### [Directive]
Gather all lines from the material that contain "React".

### [Collected data]
++++++++++++++++++++

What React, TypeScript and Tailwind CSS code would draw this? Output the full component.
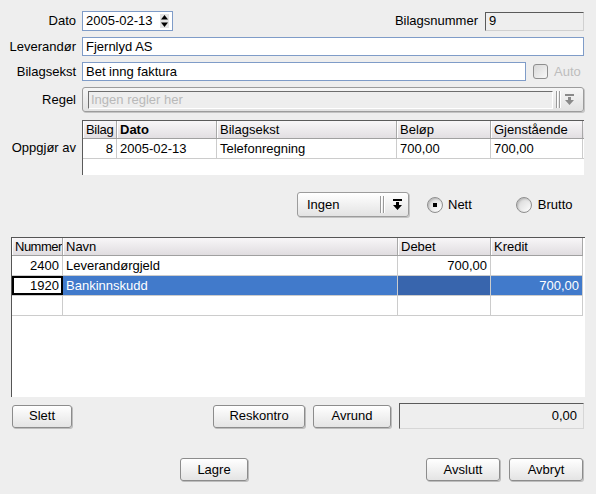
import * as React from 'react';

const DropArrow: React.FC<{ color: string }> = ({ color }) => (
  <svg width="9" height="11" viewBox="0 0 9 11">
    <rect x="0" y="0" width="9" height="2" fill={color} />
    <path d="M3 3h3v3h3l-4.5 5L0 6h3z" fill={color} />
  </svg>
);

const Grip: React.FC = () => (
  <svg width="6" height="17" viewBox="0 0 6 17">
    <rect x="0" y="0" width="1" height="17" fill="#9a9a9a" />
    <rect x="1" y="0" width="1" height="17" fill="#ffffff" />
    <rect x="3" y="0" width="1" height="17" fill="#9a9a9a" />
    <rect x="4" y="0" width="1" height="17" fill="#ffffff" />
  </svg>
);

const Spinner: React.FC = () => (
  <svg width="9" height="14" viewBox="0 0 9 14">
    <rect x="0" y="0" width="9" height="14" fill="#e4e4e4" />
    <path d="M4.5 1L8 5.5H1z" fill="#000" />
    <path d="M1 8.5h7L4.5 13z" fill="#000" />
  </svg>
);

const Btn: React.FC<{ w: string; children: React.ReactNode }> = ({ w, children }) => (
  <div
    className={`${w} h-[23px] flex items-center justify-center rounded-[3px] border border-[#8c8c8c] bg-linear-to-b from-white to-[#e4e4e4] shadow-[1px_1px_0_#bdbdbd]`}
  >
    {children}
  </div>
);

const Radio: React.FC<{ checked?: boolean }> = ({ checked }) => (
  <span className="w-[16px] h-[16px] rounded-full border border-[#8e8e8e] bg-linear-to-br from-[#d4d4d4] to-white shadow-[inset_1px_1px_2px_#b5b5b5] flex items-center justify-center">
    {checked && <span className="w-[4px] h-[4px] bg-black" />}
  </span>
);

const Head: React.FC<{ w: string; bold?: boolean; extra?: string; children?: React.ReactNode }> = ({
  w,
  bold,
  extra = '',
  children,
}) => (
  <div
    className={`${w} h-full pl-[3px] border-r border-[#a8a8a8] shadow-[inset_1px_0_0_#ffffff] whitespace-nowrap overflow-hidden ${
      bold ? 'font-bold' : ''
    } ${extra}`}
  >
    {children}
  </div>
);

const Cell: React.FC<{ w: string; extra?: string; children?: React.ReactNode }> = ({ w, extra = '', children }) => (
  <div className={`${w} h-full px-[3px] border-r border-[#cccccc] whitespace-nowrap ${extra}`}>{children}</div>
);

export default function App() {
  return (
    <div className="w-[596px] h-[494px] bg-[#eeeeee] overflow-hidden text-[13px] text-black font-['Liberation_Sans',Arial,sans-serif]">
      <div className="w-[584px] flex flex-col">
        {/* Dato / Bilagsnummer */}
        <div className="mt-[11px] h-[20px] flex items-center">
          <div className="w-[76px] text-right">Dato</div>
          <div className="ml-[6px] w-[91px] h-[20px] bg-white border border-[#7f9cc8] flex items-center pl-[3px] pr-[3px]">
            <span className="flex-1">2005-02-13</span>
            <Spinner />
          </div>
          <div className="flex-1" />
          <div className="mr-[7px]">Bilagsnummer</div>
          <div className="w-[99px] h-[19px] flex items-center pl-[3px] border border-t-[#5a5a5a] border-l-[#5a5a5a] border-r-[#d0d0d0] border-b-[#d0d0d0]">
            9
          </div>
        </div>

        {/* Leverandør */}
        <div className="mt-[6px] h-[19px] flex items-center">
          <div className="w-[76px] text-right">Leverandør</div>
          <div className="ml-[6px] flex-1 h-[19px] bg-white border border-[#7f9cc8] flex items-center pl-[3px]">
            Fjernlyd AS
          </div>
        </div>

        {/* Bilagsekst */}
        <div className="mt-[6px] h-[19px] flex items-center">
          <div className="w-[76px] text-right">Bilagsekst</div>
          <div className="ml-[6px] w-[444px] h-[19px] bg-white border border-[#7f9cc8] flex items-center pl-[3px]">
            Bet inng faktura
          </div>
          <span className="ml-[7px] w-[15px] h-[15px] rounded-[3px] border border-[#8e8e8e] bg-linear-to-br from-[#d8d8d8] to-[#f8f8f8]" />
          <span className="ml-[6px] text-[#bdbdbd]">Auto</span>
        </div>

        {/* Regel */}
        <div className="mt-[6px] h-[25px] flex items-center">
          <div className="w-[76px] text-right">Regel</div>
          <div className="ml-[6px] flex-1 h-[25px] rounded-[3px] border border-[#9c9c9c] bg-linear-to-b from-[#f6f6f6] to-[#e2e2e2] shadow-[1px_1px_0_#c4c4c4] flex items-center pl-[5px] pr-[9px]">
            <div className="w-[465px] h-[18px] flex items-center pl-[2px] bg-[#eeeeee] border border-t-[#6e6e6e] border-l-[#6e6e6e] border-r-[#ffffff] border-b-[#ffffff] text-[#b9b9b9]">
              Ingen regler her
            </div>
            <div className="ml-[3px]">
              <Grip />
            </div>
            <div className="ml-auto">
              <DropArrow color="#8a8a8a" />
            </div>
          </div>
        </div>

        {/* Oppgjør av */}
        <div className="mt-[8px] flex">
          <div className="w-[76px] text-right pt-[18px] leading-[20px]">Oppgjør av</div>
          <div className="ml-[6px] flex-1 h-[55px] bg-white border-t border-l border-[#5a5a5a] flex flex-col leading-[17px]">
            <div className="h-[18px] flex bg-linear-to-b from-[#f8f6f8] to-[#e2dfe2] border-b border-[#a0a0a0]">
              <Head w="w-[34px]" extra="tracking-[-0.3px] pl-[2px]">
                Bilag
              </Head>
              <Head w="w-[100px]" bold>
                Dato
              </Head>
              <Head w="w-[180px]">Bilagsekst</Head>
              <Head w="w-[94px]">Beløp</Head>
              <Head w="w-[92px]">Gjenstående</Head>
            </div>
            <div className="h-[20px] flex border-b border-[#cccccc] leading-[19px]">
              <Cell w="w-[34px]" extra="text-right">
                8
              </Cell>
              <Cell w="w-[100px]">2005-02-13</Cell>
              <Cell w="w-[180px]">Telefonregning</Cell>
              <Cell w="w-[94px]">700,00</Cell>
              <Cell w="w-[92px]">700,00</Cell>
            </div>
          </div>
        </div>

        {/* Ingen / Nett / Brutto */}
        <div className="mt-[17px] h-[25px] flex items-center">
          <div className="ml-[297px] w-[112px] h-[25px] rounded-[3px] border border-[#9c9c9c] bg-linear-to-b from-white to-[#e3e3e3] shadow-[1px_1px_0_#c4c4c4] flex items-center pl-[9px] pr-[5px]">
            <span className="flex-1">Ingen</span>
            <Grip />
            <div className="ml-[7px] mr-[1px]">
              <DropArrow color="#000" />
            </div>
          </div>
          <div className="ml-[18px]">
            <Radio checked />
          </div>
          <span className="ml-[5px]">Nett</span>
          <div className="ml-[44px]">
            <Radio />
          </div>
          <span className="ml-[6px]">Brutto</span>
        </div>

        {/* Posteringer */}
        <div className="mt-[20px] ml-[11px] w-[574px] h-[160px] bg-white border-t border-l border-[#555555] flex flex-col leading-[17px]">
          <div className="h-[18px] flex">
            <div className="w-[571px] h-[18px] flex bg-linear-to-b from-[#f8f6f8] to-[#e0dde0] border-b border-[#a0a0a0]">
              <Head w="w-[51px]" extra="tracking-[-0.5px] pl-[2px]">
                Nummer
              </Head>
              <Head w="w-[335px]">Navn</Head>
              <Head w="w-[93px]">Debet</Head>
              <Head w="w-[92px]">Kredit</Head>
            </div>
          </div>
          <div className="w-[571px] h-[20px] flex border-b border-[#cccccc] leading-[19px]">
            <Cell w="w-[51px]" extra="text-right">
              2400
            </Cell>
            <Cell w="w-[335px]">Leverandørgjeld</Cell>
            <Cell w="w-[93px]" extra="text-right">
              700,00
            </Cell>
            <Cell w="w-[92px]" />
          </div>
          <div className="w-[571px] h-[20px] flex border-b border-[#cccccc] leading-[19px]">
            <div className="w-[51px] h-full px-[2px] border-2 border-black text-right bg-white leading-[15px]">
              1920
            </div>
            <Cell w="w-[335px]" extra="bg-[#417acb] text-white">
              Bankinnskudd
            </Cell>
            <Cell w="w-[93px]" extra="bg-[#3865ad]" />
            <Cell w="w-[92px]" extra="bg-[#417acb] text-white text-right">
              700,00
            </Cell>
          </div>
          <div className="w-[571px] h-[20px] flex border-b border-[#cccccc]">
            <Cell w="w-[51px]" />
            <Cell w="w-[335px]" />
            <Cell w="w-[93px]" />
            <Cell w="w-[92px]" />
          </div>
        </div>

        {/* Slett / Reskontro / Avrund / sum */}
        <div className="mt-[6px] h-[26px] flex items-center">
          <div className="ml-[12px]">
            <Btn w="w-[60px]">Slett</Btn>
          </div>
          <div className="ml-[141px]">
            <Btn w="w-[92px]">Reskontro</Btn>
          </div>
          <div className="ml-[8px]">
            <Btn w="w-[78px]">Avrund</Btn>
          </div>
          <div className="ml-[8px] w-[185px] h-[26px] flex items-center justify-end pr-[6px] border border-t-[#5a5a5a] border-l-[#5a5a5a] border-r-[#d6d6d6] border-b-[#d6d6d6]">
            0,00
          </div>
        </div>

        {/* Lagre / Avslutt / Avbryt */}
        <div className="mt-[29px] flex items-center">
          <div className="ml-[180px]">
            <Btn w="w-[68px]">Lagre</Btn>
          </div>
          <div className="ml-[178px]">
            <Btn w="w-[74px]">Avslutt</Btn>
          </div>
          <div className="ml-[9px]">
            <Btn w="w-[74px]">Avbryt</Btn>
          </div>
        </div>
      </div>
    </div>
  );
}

++++++++++++++++++++

### [Exercise result]
What React, TypeScript and Tailwind CSS code would draw this? Output the full component.
import * as React from 'react';
const DropArrow: React.FC<{ color: string }> = ({ color }) => (
const Grip: React.FC = () => (
const Spinner: React.FC = () => (
const Btn: React.FC<{ w: string; children: React.ReactNode }> = ({ w, children }) => (
const Radio: React.FC<{ checked?: boolean }> = ({ checked }) => (
const Head: React.FC<{ w: string; bold?: boolean; extra?: string; children?: React.ReactNode }> = ({
const Cell: React.FC<{ w: string; extra?: string; children?: React.ReactNode }> = ({ w, extra = '', children }) => (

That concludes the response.